The vote was called because Prof Ferrari had failed to attend important meetings and spent extensive time in the United States and working on other projects, had promoted personal initiatives, and "displayed a complete lack of appreciation for the raison-d'être of the ERC", it said.

“Therefore, we regret Prof Ferrari’s statement, which at best is economical with the truth,” the statement read.

‘Political storm’

A scientist known for his contributions in the field of nanomedicine, Prof Ferrari wrote that a "political storm" broke out internally when he worked directly with European Commission president Ursula von der Leyen, by developing and sending a plan about how the pandemic should be addressed.

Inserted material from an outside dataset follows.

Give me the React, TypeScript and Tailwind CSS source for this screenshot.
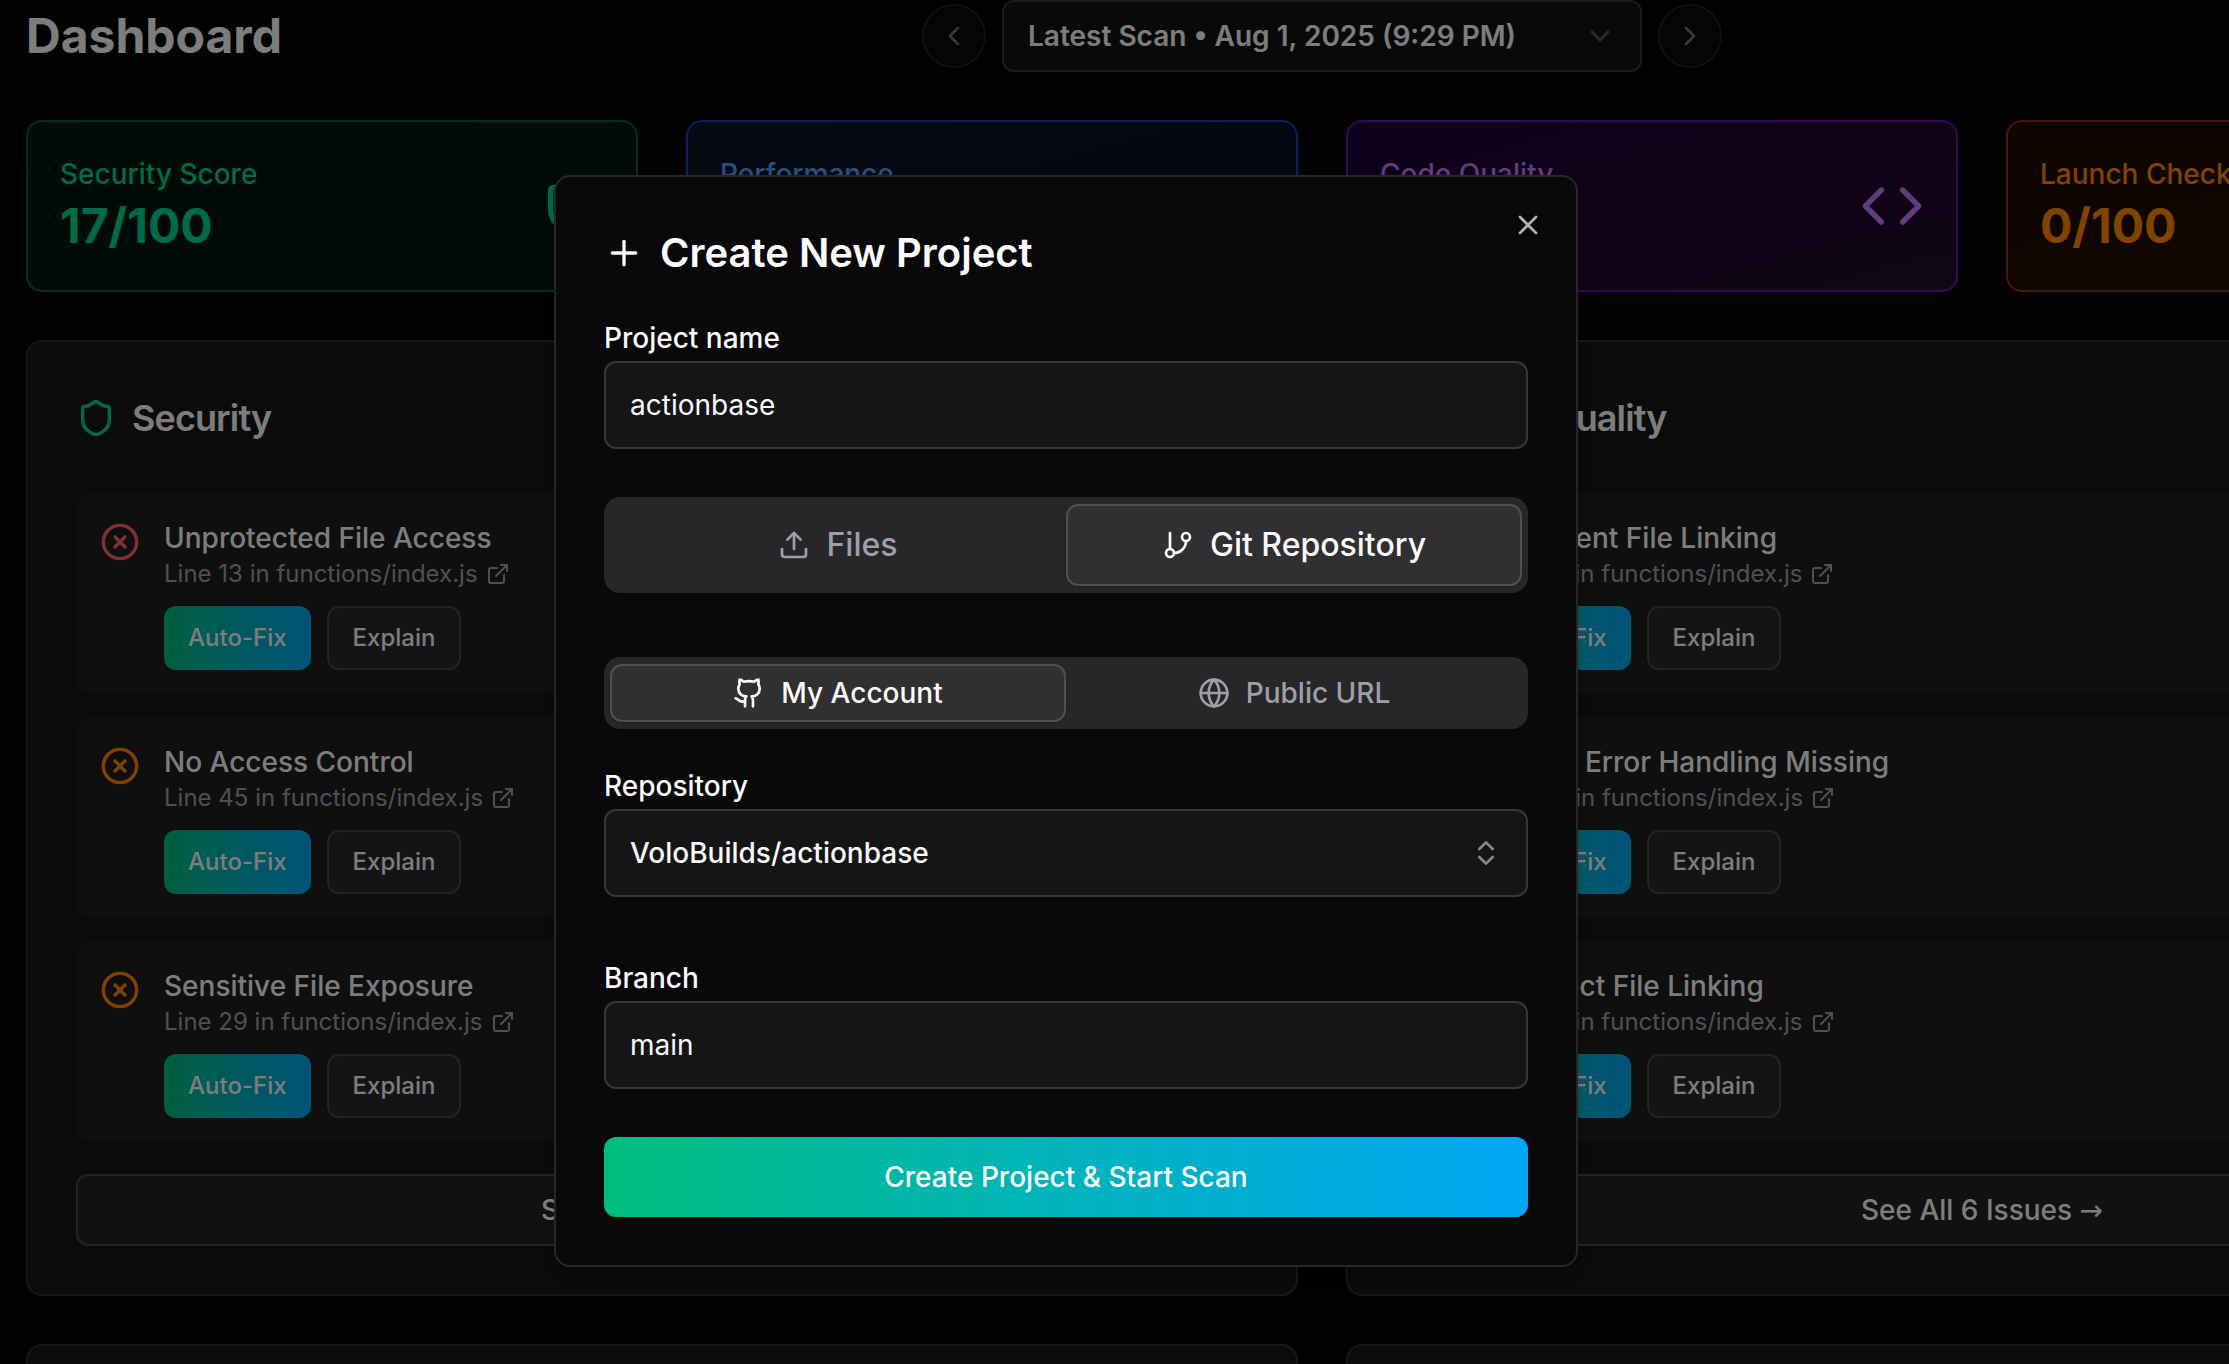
import type { ReactNode } from "react";
import {
  ChevronDown,
  ChevronLeft,
  ChevronRight,
  ChevronsUpDown,
  CircleX,
  Code,
  ExternalLink,
  GitBranch,
  Github,
  Globe,
  Plus,
  Rocket,
  Shield,
  Upload,
  X,
  Zap,
  type LucideIcon,
} from "lucide-react";
import { clsx } from "clsx";

type Issue = { title: string; line: number; severity: "high" | "medium" };

const scores = [
  {
    label: "Security Score",
    value: "17/100",
    icon: Shield,
    className: "border-emerald-800 from-[#001812] to-[#051612] text-emerald-400",
  },
  {
    label: "Performance",
    value: "42/100",
    icon: Zap,
    className: "border-blue-800 from-[#0c1528] to-[#080c24] text-blue-400",
  },
  {
    label: "Code Quality",
    value: "35/100",
    icon: Code,
    className: "border-purple-800 from-[#1e0038] to-[#200e28] text-purple-400",
  },
  {
    label: "Launch Checklist",
    value: "0/100",
    icon: Rocket,
    className: "border-orange-800 from-[#1e0c02] to-[#260e06] text-orange-400",
  },
];

const securityIssues: Issue[] = [
  { title: "Unprotected File Access", line: 13, severity: "high" },
  { title: "No Access Control", line: 45, severity: "medium" },
  { title: "Sensitive File Exposure", line: 29, severity: "medium" },
];

const qualityIssues: Issue[] = [
  { title: "Persistent File Linking", line: 23, severity: "medium" },
  { title: "Robust Error Handling Missing", line: 45, severity: "medium" },
  { title: "Incorrect File Linking", line: 29, severity: "medium" },
];

function ScoreCard({ label, value, icon: Icon, className }: (typeof scores)[number]) {
  return (
    <div
      className={clsx(
        "flex items-center justify-between rounded-2xl border-2 bg-gradient-to-br p-8",
        className,
      )}
    >
      <div>
        <p className="text-[28px] leading-10 font-medium">{label}</p>
        <p className="text-5xl leading-16 font-bold">{value}</p>
      </div>
      <Icon className="size-16" />
    </div>
  );
}

function IssueRow({ title, line, severity }: Issue) {
  return (
    <li className="flex items-start gap-6 rounded-2xl bg-[#1e1e21] p-6">
      <CircleX
        className={clsx("mt-1 size-10", severity === "high" ? "text-red-400" : "text-orange-400")}
      />
      <div>
        <h3 className="text-[28px] leading-10 font-medium">{title}</h3>
        <a href="#issue" className="flex items-center gap-2 text-2xl text-zinc-400">
          Line {line} in functions/index.js
          <ExternalLink className="size-6" />
        </a>
        <div className="mt-4 flex gap-4">
          <button
            type="button"
            className="h-16 rounded-xl bg-gradient-to-r from-emerald-500 to-sky-500 px-6 text-2xl font-medium"
          >
            Auto-Fix
          </button>
          <button
            type="button"
            className="h-16 rounded-xl border-2 border-[#464648] bg-[#28282b] px-6 text-2xl font-medium"
          >
            Explain
          </button>
        </div>
      </div>
    </li>
  );
}

function IssuePanel({
  title,
  icon: Icon,
  iconClassName,
  issues,
}: {
  title: string;
  icon: LucideIcon;
  iconClassName: string;
  issues: Issue[];
}) {
  return (
    <section className="rounded-2xl border-2 border-[#2e2e2e] bg-neutral-900 p-12">
      <h2 className="flex items-center gap-4 text-4xl leading-14 font-semibold tracking-tight">
        <Icon className={clsx("size-10", iconClassName)} />
        {title}
      </h2>
      <ul className="mt-12 flex flex-col gap-6">
        {issues.map((issue) => (
          <IssueRow key={issue.title} {...issue} />
        ))}
      </ul>
      <button
        type="button"
        className="mt-8 h-18 w-full rounded-xl border-2 border-[#464646] bg-[#222222] text-[28px] font-medium"
      >
        See All 6 Issues <span className="font-['DejaVu_Sans',sans-serif] font-normal">→</span>
      </button>
    </section>
  );
}

function RoundButton({ label, children }: { label: string; children: ReactNode }) {
  return (
    <button
      type="button"
      aria-label={label}
      className="flex size-16 items-center justify-center rounded-full border-2 border-[#202020] bg-[#080808] text-neutral-500"
    >
      {children}
    </button>
  );
}

function Tab({
  icon: Icon,
  active = false,
  className,
  children,
}: {
  icon: LucideIcon;
  active?: boolean;
  className: string;
  children: ReactNode;
}) {
  return (
    <button
      type="button"
      role="tab"
      aria-selected={active}
      className={clsx(
        "flex flex-1 items-center justify-center gap-4 rounded-xl border-2 font-medium",
        active
          ? "border-[#505053] bg-[#303032] text-neutral-50 shadow-sm"
          : "border-transparent text-zinc-400",
        className,
      )}
    >
      <Icon className="size-8" />
      {children}
    </button>
  );
}

const labelClass = "block pt-0.5 text-[28px] leading-[46px] font-medium";

const fieldClass =
  "h-22 w-full rounded-xl border-2 border-[#37373a] bg-[#151517] px-6 text-[28px] text-neutral-50 outline-none";

function Dashboard() {
  return (
    <div className="min-w-[2644px] px-[26px]">
      <header className="flex items-center">
        <h1 className="flex-1 text-5xl font-bold">Dashboard</h1>
        <div className="flex items-center gap-4">
          <RoundButton label="Previous scan">
            <ChevronLeft className="size-8" />
          </RoundButton>
          <div className="relative w-[640px]">
            <select
              aria-label="Scan"
              className="h-18 w-full appearance-none rounded-xl border-2 border-[#363636] bg-[#131313] px-6 text-[28px] font-semibold"
            >
              <option>Latest Scan • Aug 1, 2025 (9:29 PM)</option>
            </select>
            <ChevronDown className="pointer-events-none absolute top-5 right-6.5 size-8 opacity-30" />
          </div>
          <RoundButton label="Next scan">
            <ChevronRight className="size-8" />
          </RoundButton>
        </div>
        <div className="flex-1" />
      </header>

      <div className="mt-12 grid grid-cols-4 gap-12">
        {scores.map((score) => (
          <ScoreCard key={score.label} {...score} />
        ))}
      </div>

      <div className="mt-12 grid grid-cols-2 gap-12">
        <IssuePanel
          title="Security"
          icon={Shield}
          iconClassName="text-emerald-400"
          issues={securityIssues}
        />
        <IssuePanel
          title="Code Quality"
          icon={Code}
          iconClassName="text-purple-400"
          issues={qualityIssues}
        />
        <section className="h-96 rounded-2xl border-2 border-[#2e2e2e] bg-neutral-900" />
        <section className="h-96 rounded-2xl border-2 border-[#2e2e2e] bg-neutral-900" />
      </div>
    </div>
  );
}

function CreateProjectDialog() {
  return (
    <div
      role="dialog"
      aria-labelledby="dialog-title"
      className="absolute top-[175px] left-[554px] w-[1024px] rounded-2xl border-2 border-zinc-800 bg-zinc-950 p-12 text-neutral-50 shadow-lg"
    >
      <h2
        id="dialog-title"
        className="flex items-center gap-4 text-[40px] leading-14 font-semibold"
      >
        <Plus className="size-10" />
        Create New Project
      </h2>
      <button type="button" aria-label="Close" className="absolute top-8 right-8 opacity-70">
        <X className="size-8" />
      </button>

      <form className="mt-8">
        <label htmlFor="name" className={labelClass}>
          Project name
        </label>
        <input id="name" defaultValue="actionbase" className={fieldClass} />

        <div role="tablist" className="mt-12 flex rounded-2xl bg-zinc-800 px-1.5 py-[7px]">
          <Tab icon={Upload} className="h-[82px] text-[32px]">
            Files
          </Tab>
          <Tab icon={GitBranch} active className="h-[82px] text-[32px]">
            Git Repository
          </Tab>
        </div>

        <div role="tablist" className="mt-16 flex rounded-2xl bg-zinc-800 px-1.5 py-[7px]">
          <Tab icon={Github} active className="h-[58px] text-[28px]">
            My Account
          </Tab>
          <Tab icon={Globe} className="h-[58px] text-[28px]">
            Public URL
          </Tab>
        </div>

        <label htmlFor="repository" className={clsx(labelClass, "mt-8")}>
          Repository
        </label>
        <div className="relative">
          <select id="repository" className={clsx(fieldClass, "appearance-none font-medium")}>
            <option>VoloBuilds/actionbase</option>
          </select>
          <ChevronsUpDown className="pointer-events-none absolute top-7 right-6.5 size-8 opacity-50" />
        </div>

        <label htmlFor="branch" className={clsx(labelClass, "mt-14")}>
          Branch
        </label>
        <input id="branch" defaultValue="main" className={fieldClass} />

        <button
          type="submit"
          className="mt-12 h-20 w-full rounded-xl bg-gradient-to-r from-emerald-500 to-sky-500 text-[28px] font-medium"
        >
          Create Project &amp; Start Scan
        </button>
      </form>
    </div>
  );
}

export default function App() {
  return (
    <div className="relative h-screen overflow-hidden bg-[#040404] font-[Inter,sans-serif] text-neutral-50">
      <Dashboard />
      <div className="absolute inset-0 bg-black/50" />
      <CreateProjectDialog />
    </div>
  );
}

“I have been extremely disappointed by the European response to Covid-19, for what pertains to be the complete absence of co-ordination of healthcare policies among member states, the recurrent opposition to cohesive financial support initiatives, the pervasive one-sided border closures, and the marginal scale of synergistic scientific initiatives,” he wrote.

Among Prof Ferrari’s complaints was that he had tried to establish a special programme dedicated to combating Covid-19, but it had been unanimously rejected.

“I thought that at a time like this, the very best scientists in the world should be provided with resources and opportunities to fight the pandemic, with new drugs, new vaccines, new diagnostic tools, new behavioural dynamic approaches based on science,” he wrote.

In its response, the ERC said that some 50 projects it had funded with about €100 million in grant money were already contributing to the scientific response to the pandemic. It clarified that it does not make calls for research on specific topics as Prof Ferrari had suggested, because it believed allowing researchers to decide what to work on was the way to produce the best science.

The European Commission previously launched a €10 million emergency research fund for coronavirus, and also directed €45 million from its Innovative Medicines Initiative – a partnership with industry – to develop treatments and diagnostics.

The ERC was established in 2007 to fund top European scientists, and had a budget of €1.86 billion in 2018.